Provided material

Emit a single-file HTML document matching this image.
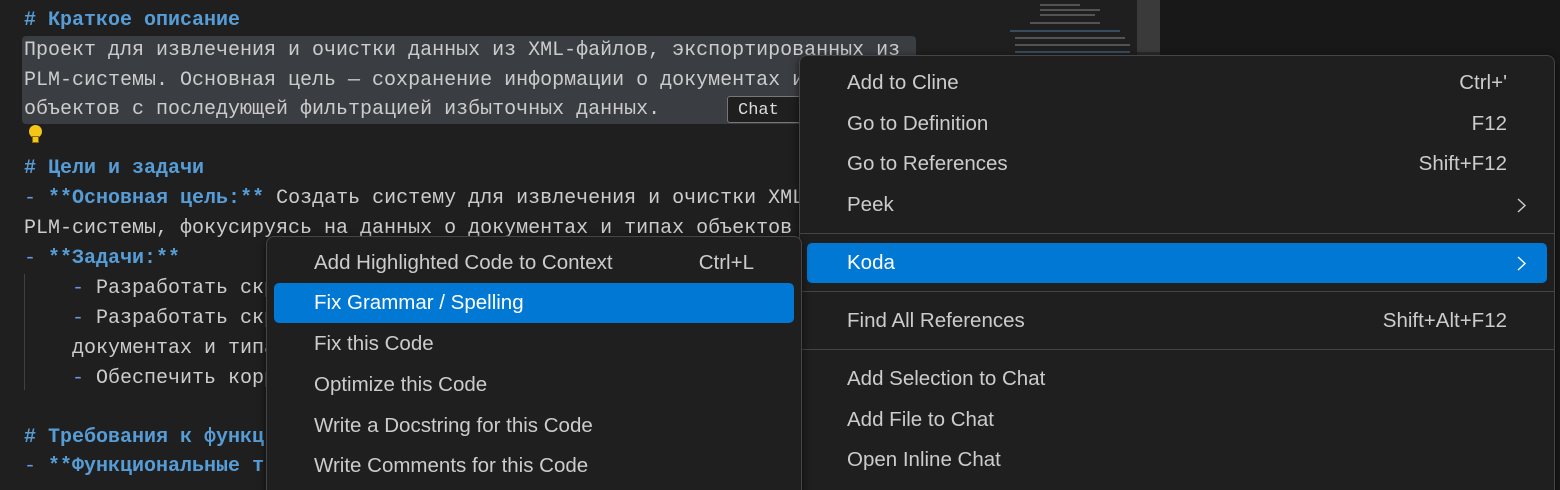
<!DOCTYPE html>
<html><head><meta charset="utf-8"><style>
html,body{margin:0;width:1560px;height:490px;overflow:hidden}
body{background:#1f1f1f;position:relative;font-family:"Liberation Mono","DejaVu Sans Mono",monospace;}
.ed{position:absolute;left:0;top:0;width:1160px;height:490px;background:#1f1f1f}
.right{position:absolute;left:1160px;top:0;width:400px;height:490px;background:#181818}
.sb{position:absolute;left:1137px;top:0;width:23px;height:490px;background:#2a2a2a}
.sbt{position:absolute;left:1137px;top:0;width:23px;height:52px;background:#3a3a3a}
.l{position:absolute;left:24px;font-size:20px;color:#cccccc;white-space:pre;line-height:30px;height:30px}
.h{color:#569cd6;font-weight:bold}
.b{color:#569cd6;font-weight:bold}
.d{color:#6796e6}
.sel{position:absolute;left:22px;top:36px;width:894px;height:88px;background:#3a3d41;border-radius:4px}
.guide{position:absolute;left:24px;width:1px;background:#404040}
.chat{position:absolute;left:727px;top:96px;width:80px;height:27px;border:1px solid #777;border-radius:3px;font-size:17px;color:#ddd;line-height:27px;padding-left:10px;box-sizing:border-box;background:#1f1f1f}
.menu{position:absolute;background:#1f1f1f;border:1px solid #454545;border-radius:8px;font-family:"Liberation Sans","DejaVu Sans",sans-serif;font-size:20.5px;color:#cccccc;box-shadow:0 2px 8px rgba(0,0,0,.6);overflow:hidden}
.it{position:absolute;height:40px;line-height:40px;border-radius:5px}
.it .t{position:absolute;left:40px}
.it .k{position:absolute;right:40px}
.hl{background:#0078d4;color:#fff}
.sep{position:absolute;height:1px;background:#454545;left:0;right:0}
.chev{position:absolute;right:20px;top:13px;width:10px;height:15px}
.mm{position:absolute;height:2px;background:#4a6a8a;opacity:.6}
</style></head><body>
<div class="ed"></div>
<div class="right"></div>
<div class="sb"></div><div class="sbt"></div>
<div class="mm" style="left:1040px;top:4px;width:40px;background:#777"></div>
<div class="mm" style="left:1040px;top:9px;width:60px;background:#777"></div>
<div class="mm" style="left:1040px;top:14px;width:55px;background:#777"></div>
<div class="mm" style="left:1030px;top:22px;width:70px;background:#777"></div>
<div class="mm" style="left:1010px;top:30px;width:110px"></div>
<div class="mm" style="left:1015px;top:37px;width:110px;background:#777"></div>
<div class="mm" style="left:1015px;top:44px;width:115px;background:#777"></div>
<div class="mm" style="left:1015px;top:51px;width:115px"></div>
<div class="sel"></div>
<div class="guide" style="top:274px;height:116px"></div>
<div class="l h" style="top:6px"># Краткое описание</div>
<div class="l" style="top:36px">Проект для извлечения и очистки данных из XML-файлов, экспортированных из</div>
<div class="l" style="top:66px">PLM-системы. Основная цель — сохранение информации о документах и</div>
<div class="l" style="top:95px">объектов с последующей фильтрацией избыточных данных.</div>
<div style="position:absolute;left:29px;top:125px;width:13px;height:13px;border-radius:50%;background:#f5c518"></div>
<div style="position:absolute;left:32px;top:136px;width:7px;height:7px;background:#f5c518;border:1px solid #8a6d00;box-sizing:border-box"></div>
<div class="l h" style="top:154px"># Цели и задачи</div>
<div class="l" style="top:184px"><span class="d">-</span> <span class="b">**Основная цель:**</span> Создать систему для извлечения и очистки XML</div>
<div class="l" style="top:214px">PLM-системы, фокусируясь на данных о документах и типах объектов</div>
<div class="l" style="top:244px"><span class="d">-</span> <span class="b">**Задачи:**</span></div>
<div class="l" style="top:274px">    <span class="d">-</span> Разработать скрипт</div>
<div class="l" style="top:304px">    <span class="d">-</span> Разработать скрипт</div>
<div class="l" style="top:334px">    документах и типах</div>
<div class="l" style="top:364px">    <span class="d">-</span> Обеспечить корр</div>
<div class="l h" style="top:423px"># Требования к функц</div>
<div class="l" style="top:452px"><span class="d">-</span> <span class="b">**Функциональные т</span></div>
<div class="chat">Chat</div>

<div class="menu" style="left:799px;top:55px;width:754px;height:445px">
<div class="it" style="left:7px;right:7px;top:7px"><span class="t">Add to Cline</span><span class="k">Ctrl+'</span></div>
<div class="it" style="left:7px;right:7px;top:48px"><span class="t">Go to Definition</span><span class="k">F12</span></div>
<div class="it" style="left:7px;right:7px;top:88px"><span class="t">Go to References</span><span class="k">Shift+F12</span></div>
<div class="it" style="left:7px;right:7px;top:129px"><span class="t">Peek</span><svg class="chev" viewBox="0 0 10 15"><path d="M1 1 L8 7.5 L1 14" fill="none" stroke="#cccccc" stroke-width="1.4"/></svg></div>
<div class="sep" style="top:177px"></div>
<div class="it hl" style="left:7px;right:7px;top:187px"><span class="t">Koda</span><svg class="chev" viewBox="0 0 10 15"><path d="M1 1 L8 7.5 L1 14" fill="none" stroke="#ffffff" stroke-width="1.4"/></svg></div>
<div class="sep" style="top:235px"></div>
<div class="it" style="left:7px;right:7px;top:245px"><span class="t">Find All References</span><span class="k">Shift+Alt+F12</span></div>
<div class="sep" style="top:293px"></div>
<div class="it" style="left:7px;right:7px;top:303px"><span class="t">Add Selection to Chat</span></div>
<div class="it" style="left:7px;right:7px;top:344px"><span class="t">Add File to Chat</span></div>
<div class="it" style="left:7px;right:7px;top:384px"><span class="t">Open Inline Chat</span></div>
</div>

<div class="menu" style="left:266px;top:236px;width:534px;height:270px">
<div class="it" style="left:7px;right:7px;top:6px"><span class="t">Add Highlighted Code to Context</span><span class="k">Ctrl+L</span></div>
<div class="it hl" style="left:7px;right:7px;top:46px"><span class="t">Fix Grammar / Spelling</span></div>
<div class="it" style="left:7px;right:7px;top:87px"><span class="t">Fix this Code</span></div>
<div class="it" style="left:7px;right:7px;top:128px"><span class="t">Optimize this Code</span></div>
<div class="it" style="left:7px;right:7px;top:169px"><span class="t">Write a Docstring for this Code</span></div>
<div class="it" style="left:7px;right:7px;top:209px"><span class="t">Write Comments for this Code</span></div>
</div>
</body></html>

Work to be completed
Leaving the pictures aside, transcribe the entire listing exactly.

Response to this task
Emit a single-file HTML document matching this image.
<!DOCTYPE html>
<html><head><meta charset="utf-8"><style>
html,body{margin:0;width:1560px;height:490px;overflow:hidden}
body{background:#1f1f1f;position:relative;font-family:"Liberation Mono","DejaVu Sans Mono",monospace;}
.ed{position:absolute;left:0;top:0;width:1160px;height:490px;background:#1f1f1f}
.right{position:absolute;left:1160px;top:0;width:400px;height:490px;background:#181818}
.sb{position:absolute;left:1137px;top:0;width:23px;height:490px;background:#2a2a2a}
.sbt{position:absolute;left:1137px;top:0;width:23px;height:52px;background:#3a3a3a}
.l{position:absolute;left:24px;font-size:20px;color:#cccccc;white-space:pre;line-height:30px;height:30px}
.h{color:#569cd6;font-weight:bold}
.b{color:#569cd6;font-weight:bold}
.d{color:#6796e6}
.sel{position:absolute;left:22px;top:36px;width:894px;height:88px;background:#3a3d41;border-radius:4px}
.guide{position:absolute;left:24px;width:1px;background:#404040}
.chat{position:absolute;left:727px;top:96px;width:80px;height:27px;border:1px solid #777;border-radius:3px;font-size:17px;color:#ddd;line-height:27px;padding-left:10px;box-sizing:border-box;background:#1f1f1f}
.menu{position:absolute;background:#1f1f1f;border:1px solid #454545;border-radius:8px;font-family:"Liberation Sans","DejaVu Sans",sans-serif;font-size:20.5px;color:#cccccc;box-shadow:0 2px 8px rgba(0,0,0,.6);overflow:hidden}
.it{position:absolute;height:40px;line-height:40px;border-radius:5px}
.it .t{position:absolute;left:40px}
.it .k{position:absolute;right:40px}
.hl{background:#0078d4;color:#fff}
.sep{position:absolute;height:1px;background:#454545;left:0;right:0}
.chev{position:absolute;right:20px;top:13px;width:10px;height:15px}
.mm{position:absolute;height:2px;background:#4a6a8a;opacity:.6}
</style></head><body>
<div class="ed"></div>
<div class="right"></div>
<div class="sb"></div><div class="sbt"></div>
<div class="mm" style="left:1040px;top:4px;width:40px;background:#777"></div>
<div class="mm" style="left:1040px;top:9px;width:60px;background:#777"></div>
<div class="mm" style="left:1040px;top:14px;width:55px;background:#777"></div>
<div class="mm" style="left:1030px;top:22px;width:70px;background:#777"></div>
<div class="mm" style="left:1010px;top:30px;width:110px"></div>
<div class="mm" style="left:1015px;top:37px;width:110px;background:#777"></div>
<div class="mm" style="left:1015px;top:44px;width:115px;background:#777"></div>
<div class="mm" style="left:1015px;top:51px;width:115px"></div>
<div class="sel"></div>
<div class="guide" style="top:274px;height:116px"></div>
<div class="l h" style="top:6px"># Краткое описание</div>
<div class="l" style="top:36px">Проект для извлечения и очистки данных из XML-файлов, экспортированных из</div>
<div class="l" style="top:66px">PLM-системы. Основная цель — сохранение информации о документах и</div>
<div class="l" style="top:95px">объектов с последующей фильтрацией избыточных данных.</div>
<div style="position:absolute;left:29px;top:125px;width:13px;height:13px;border-radius:50%;background:#f5c518"></div>
<div style="position:absolute;left:32px;top:136px;width:7px;height:7px;background:#f5c518;border:1px solid #8a6d00;box-sizing:border-box"></div>
<div class="l h" style="top:154px"># Цели и задачи</div>
<div class="l" style="top:184px"><span class="d">-</span> <span class="b">**Основная цель:**</span> Создать систему для извлечения и очистки XML</div>
<div class="l" style="top:214px">PLM-системы, фокусируясь на данных о документах и типах объектов</div>
<div class="l" style="top:244px"><span class="d">-</span> <span class="b">**Задачи:**</span></div>
<div class="l" style="top:274px">    <span class="d">-</span> Разработать скрипт</div>
<div class="l" style="top:304px">    <span class="d">-</span> Разработать скрипт</div>
<div class="l" style="top:334px">    документах и типах</div>
<div class="l" style="top:364px">    <span class="d">-</span> Обеспечить корр</div>
<div class="l h" style="top:423px"># Требования к функц</div>
<div class="l" style="top:452px"><span class="d">-</span> <span class="b">**Функциональные т</span></div>
<div class="chat">Chat</div>

<div class="menu" style="left:799px;top:55px;width:754px;height:445px">
<div class="it" style="left:7px;right:7px;top:7px"><span class="t">Add to Cline</span><span class="k">Ctrl+'</span></div>
<div class="it" style="left:7px;right:7px;top:48px"><span class="t">Go to Definition</span><span class="k">F12</span></div>
<div class="it" style="left:7px;right:7px;top:88px"><span class="t">Go to References</span><span class="k">Shift+F12</span></div>
<div class="it" style="left:7px;right:7px;top:129px"><span class="t">Peek</span><svg class="chev" viewBox="0 0 10 15"><path d="M1 1 L8 7.5 L1 14" fill="none" stroke="#cccccc" stroke-width="1.4"/></svg></div>
<div class="sep" style="top:177px"></div>
<div class="it hl" style="left:7px;right:7px;top:187px"><span class="t">Koda</span><svg class="chev" viewBox="0 0 10 15"><path d="M1 1 L8 7.5 L1 14" fill="none" stroke="#ffffff" stroke-width="1.4"/></svg></div>
<div class="sep" style="top:235px"></div>
<div class="it" style="left:7px;right:7px;top:245px"><span class="t">Find All References</span><span class="k">Shift+Alt+F12</span></div>
<div class="sep" style="top:293px"></div>
<div class="it" style="left:7px;right:7px;top:303px"><span class="t">Add Selection to Chat</span></div>
<div class="it" style="left:7px;right:7px;top:344px"><span class="t">Add File to Chat</span></div>
<div class="it" style="left:7px;right:7px;top:384px"><span class="t">Open Inline Chat</span></div>
</div>

<div class="menu" style="left:266px;top:236px;width:534px;height:270px">
<div class="it" style="left:7px;right:7px;top:6px"><span class="t">Add Highlighted Code to Context</span><span class="k">Ctrl+L</span></div>
<div class="it hl" style="left:7px;right:7px;top:46px"><span class="t">Fix Grammar / Spelling</span></div>
<div class="it" style="left:7px;right:7px;top:87px"><span class="t">Fix this Code</span></div>
<div class="it" style="left:7px;right:7px;top:128px"><span class="t">Optimize this Code</span></div>
<div class="it" style="left:7px;right:7px;top:169px"><span class="t">Write a Docstring for this Code</span></div>
<div class="it" style="left:7px;right:7px;top:209px"><span class="t">Write Comments for this Code</span></div>
</div>
</body></html>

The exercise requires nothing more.